Recorded data
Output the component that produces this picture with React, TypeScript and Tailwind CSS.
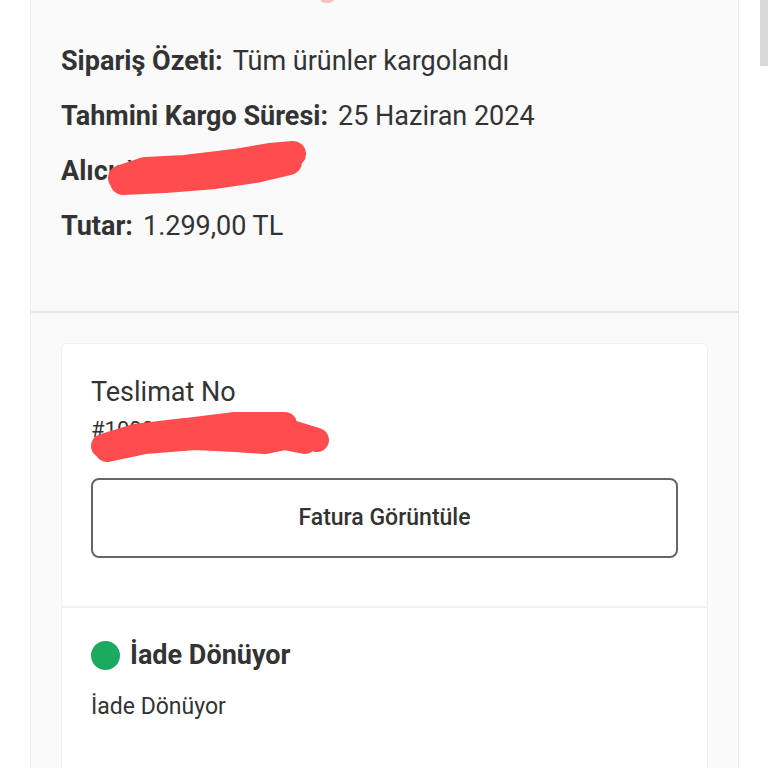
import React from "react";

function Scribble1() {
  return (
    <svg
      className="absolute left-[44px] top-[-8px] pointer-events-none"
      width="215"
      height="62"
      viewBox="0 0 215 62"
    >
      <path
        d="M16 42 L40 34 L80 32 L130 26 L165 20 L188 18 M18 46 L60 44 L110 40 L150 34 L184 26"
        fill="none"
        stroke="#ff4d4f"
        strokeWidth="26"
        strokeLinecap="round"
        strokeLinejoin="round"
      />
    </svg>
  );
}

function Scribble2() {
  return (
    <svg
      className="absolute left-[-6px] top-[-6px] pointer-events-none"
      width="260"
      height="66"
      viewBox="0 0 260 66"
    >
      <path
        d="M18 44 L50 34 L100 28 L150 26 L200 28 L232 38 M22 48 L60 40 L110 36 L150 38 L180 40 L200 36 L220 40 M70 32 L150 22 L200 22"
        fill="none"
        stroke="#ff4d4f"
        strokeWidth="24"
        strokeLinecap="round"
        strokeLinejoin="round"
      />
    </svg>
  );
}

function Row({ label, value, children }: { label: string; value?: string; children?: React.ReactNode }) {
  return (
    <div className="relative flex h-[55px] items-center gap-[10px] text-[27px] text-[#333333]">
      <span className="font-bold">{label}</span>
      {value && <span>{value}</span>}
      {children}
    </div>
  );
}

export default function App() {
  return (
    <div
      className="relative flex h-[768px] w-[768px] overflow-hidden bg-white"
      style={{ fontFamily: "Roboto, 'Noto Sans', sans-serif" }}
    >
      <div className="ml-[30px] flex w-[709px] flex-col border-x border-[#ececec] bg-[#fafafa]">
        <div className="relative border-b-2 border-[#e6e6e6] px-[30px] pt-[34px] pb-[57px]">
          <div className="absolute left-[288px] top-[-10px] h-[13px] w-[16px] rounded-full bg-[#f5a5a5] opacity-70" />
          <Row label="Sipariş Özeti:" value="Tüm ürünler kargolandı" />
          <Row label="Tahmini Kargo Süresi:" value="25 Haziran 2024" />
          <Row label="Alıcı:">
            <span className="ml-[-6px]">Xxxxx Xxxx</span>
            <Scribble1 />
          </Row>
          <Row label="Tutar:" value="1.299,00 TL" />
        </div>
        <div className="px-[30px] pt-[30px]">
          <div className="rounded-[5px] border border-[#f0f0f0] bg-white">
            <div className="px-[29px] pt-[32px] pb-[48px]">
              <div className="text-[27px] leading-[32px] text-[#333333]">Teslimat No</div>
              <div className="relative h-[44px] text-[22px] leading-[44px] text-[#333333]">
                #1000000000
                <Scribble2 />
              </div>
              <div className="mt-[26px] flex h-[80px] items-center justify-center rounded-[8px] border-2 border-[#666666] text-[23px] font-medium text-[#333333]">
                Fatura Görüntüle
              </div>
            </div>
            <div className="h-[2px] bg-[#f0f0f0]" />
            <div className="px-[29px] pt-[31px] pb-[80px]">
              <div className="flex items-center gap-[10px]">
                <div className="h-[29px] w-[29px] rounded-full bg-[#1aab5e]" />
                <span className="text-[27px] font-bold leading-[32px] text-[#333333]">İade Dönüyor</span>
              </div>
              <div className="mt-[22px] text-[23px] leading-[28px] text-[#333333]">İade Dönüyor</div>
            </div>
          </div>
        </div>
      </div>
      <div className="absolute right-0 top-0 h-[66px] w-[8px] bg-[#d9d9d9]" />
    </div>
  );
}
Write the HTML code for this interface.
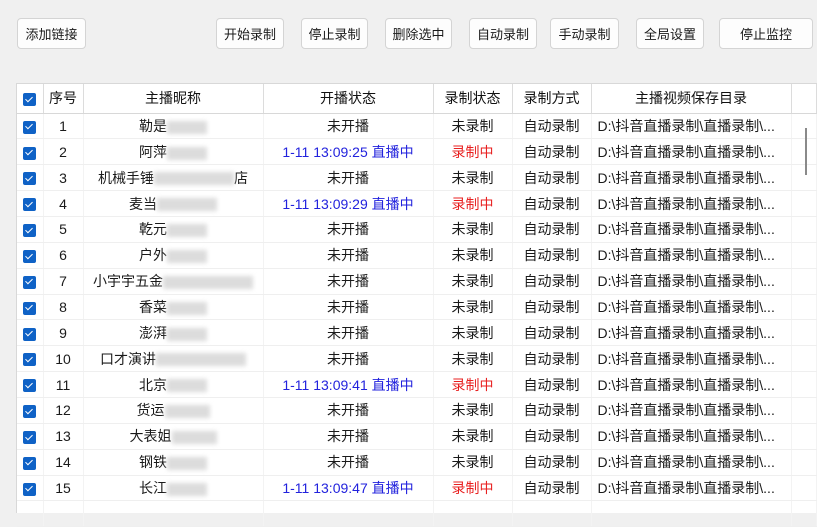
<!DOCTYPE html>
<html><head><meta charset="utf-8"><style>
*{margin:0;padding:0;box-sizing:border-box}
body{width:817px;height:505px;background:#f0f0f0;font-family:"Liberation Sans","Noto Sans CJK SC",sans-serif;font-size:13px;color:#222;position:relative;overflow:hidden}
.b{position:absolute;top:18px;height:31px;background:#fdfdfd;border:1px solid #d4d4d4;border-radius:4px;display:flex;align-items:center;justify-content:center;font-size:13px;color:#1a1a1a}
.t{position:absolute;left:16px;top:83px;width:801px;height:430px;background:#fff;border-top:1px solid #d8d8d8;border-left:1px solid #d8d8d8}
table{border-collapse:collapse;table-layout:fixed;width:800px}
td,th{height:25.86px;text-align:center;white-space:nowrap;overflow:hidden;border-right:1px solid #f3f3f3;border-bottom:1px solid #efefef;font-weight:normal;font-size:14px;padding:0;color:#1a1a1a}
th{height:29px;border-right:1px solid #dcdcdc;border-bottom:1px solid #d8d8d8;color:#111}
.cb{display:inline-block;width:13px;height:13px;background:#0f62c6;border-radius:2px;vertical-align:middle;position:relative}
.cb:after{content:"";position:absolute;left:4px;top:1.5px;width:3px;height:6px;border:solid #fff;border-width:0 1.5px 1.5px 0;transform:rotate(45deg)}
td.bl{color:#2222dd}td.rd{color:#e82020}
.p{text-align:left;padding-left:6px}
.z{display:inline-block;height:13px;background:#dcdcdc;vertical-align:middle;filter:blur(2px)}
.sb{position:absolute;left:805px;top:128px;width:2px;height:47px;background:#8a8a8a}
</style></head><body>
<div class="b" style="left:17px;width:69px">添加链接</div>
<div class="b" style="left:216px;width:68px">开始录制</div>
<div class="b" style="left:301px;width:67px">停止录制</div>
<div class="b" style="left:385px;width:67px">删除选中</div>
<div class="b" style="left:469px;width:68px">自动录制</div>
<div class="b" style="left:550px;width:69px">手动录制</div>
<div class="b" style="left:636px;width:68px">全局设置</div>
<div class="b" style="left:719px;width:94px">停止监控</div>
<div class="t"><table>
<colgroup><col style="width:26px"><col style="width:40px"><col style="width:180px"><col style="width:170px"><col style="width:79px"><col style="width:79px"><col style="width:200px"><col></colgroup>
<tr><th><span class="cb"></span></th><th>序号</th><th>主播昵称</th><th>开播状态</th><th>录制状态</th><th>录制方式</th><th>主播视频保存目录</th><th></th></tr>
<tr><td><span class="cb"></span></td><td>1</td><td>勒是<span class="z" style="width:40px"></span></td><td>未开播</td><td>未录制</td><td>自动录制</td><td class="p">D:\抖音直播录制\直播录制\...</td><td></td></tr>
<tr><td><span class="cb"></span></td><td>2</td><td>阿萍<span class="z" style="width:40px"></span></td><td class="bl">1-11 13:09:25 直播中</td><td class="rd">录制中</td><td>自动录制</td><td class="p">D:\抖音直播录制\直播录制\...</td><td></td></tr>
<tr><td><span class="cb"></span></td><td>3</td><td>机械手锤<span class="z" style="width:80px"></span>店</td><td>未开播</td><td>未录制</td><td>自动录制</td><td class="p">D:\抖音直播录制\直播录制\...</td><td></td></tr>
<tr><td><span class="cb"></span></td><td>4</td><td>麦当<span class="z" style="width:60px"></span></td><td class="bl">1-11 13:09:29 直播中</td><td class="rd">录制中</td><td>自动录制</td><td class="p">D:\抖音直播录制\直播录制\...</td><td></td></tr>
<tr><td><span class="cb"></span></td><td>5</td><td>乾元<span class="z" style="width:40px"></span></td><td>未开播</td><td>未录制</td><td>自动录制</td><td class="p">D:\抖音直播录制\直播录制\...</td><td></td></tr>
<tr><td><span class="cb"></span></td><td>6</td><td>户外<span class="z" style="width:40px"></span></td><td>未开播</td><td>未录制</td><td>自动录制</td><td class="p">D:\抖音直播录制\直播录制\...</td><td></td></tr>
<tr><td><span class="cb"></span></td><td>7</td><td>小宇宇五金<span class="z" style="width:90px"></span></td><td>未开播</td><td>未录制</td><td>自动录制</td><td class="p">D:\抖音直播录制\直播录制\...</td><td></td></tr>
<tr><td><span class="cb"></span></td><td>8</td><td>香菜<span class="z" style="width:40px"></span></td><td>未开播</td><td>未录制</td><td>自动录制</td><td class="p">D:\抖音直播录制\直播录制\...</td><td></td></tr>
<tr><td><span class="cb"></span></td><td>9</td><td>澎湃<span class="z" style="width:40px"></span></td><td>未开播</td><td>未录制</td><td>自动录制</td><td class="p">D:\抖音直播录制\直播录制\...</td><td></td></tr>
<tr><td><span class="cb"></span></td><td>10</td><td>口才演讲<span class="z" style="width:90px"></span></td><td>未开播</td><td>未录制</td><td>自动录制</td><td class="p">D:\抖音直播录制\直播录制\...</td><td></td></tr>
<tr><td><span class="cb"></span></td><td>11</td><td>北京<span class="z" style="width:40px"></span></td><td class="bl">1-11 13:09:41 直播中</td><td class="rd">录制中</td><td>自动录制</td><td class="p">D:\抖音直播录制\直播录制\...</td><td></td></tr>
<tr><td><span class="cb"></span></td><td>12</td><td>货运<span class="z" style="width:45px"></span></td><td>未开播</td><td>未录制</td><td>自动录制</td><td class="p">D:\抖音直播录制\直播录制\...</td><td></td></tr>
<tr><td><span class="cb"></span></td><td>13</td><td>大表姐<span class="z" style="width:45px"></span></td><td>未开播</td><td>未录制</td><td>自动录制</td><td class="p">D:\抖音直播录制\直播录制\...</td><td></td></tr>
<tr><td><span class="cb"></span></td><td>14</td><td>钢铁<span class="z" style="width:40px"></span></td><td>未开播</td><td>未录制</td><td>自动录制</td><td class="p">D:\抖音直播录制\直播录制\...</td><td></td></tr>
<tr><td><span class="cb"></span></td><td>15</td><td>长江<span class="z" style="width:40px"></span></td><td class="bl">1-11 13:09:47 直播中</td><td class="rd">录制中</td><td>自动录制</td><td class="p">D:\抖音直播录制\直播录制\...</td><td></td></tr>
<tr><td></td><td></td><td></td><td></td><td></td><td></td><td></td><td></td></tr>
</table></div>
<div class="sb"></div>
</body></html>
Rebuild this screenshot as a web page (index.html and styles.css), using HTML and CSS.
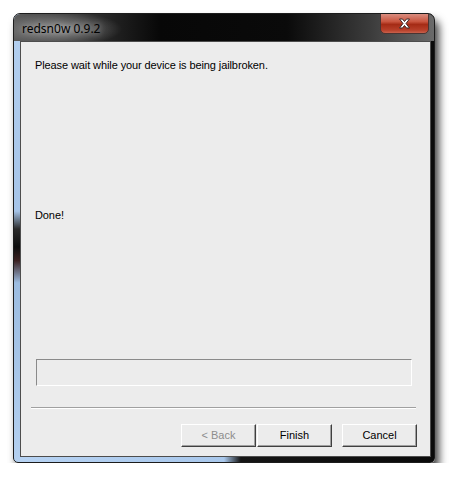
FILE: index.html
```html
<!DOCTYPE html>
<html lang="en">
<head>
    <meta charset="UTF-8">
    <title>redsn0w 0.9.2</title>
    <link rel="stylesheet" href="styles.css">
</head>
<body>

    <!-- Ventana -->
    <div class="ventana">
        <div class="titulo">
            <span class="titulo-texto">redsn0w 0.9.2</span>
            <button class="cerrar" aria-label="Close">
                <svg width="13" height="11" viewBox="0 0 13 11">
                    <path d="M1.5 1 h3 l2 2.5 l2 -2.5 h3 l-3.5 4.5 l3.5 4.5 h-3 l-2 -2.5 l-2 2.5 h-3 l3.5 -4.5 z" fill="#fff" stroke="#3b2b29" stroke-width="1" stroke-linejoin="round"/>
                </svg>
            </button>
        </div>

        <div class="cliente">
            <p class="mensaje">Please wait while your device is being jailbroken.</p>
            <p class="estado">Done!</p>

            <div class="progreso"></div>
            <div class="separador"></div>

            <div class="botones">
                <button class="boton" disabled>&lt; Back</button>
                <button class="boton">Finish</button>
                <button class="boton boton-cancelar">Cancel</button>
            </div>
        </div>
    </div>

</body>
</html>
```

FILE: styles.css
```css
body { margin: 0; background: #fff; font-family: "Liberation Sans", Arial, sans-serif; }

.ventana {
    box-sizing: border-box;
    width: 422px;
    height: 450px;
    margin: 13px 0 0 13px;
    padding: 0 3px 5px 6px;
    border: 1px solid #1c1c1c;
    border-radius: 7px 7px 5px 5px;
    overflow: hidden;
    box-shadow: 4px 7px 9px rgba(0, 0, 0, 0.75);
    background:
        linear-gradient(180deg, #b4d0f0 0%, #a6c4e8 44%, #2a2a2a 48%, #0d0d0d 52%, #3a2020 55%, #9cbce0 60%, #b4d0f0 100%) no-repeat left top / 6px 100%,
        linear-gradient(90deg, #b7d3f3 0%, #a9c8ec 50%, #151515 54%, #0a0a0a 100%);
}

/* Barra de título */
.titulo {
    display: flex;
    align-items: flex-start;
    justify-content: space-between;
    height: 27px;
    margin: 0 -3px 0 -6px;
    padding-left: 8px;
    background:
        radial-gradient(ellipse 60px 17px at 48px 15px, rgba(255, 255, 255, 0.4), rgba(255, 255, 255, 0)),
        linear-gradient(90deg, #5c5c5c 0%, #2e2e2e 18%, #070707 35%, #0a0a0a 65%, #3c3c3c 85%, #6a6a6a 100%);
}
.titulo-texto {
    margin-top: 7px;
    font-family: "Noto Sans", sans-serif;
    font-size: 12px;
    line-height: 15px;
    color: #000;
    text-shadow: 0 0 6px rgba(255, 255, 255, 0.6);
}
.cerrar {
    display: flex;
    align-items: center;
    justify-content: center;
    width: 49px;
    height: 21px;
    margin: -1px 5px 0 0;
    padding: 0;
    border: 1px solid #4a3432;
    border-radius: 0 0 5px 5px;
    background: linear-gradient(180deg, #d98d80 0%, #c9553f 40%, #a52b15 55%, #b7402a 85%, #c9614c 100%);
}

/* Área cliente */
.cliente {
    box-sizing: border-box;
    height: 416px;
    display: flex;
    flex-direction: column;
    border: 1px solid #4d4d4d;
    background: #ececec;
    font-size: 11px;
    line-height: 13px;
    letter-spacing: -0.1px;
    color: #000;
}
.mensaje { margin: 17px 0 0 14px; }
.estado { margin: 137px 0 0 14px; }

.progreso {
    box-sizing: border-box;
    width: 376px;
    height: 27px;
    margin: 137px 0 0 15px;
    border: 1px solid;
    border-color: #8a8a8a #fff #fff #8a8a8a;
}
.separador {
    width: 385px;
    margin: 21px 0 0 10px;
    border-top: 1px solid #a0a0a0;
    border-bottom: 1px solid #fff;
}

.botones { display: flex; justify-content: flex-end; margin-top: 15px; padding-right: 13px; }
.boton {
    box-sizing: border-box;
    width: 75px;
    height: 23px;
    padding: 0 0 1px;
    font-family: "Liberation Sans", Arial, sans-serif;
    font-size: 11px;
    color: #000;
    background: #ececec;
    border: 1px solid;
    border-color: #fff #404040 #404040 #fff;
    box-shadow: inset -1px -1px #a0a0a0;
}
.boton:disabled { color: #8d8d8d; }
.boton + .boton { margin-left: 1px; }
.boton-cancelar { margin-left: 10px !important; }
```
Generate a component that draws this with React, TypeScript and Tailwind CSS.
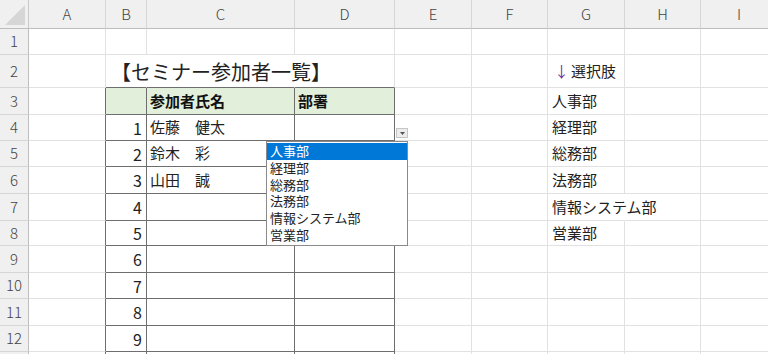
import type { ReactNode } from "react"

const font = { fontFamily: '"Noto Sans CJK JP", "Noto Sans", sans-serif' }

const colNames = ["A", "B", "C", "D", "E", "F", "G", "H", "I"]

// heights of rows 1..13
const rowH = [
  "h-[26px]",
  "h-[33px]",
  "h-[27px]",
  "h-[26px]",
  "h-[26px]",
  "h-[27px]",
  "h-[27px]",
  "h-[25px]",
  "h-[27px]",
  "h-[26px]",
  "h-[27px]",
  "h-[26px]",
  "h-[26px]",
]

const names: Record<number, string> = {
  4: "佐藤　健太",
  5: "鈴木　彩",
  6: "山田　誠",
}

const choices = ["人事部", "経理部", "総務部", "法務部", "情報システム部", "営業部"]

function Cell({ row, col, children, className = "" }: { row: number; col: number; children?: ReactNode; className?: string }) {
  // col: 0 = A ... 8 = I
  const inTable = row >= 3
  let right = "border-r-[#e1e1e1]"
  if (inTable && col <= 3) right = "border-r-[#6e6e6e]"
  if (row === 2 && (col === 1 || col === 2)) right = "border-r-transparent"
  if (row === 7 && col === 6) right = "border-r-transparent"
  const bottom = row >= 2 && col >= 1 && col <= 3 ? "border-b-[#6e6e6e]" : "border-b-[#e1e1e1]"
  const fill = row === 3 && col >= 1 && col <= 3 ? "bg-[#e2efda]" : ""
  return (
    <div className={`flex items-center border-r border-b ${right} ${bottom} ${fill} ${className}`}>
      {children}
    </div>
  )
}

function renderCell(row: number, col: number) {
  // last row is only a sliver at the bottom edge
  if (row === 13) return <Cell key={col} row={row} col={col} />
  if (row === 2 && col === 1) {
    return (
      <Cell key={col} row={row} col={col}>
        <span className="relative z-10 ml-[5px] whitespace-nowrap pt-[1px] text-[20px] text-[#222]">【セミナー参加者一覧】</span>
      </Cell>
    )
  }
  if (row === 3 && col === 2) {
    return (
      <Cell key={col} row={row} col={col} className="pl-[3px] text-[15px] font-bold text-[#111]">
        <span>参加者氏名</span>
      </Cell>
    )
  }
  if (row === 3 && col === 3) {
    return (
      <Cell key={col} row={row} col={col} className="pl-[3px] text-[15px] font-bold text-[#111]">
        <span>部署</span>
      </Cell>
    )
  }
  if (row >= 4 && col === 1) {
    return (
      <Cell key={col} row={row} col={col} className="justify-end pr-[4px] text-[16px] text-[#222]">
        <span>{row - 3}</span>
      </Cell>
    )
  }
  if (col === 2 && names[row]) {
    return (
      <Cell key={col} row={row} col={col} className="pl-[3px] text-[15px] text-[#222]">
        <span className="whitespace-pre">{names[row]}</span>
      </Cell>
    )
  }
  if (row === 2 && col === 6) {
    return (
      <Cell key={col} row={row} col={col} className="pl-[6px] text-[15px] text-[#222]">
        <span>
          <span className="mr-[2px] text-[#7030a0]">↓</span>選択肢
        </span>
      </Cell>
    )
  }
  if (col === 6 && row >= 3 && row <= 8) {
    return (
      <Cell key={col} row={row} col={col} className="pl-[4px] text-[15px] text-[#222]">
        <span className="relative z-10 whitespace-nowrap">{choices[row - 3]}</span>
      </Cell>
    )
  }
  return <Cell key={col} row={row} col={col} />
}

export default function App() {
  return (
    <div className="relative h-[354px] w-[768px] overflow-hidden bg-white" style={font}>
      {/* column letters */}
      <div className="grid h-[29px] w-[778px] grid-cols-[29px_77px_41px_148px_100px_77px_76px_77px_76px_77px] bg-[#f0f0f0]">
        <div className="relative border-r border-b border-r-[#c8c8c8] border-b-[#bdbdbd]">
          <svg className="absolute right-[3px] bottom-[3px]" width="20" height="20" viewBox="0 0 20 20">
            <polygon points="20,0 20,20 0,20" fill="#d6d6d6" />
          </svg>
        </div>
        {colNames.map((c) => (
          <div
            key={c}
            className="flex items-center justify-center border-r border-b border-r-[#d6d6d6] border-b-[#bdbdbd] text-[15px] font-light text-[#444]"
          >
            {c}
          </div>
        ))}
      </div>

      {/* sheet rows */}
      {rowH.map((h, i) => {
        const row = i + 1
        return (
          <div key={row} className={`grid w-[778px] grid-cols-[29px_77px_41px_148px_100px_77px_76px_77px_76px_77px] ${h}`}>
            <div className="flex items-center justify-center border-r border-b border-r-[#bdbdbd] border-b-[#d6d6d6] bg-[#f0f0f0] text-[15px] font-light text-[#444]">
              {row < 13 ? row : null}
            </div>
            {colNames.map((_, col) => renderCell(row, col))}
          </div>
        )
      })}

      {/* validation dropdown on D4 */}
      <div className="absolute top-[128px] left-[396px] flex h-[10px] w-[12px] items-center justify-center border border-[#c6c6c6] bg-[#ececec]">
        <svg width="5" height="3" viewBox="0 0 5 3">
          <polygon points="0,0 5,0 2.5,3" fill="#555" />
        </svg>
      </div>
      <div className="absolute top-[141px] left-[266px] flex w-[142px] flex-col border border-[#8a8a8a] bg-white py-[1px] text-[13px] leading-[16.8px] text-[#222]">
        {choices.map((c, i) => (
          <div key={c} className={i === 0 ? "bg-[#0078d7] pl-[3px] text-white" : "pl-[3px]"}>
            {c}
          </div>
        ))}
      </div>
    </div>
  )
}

:: Task prompt ::
Copy exactly the lines running from the beginning of the listing through the line that has "import React from". Drop the pictures.

:: The output ::
Output the component that produces this picture with React, TypeScript and Tailwind CSS.
import React from "react";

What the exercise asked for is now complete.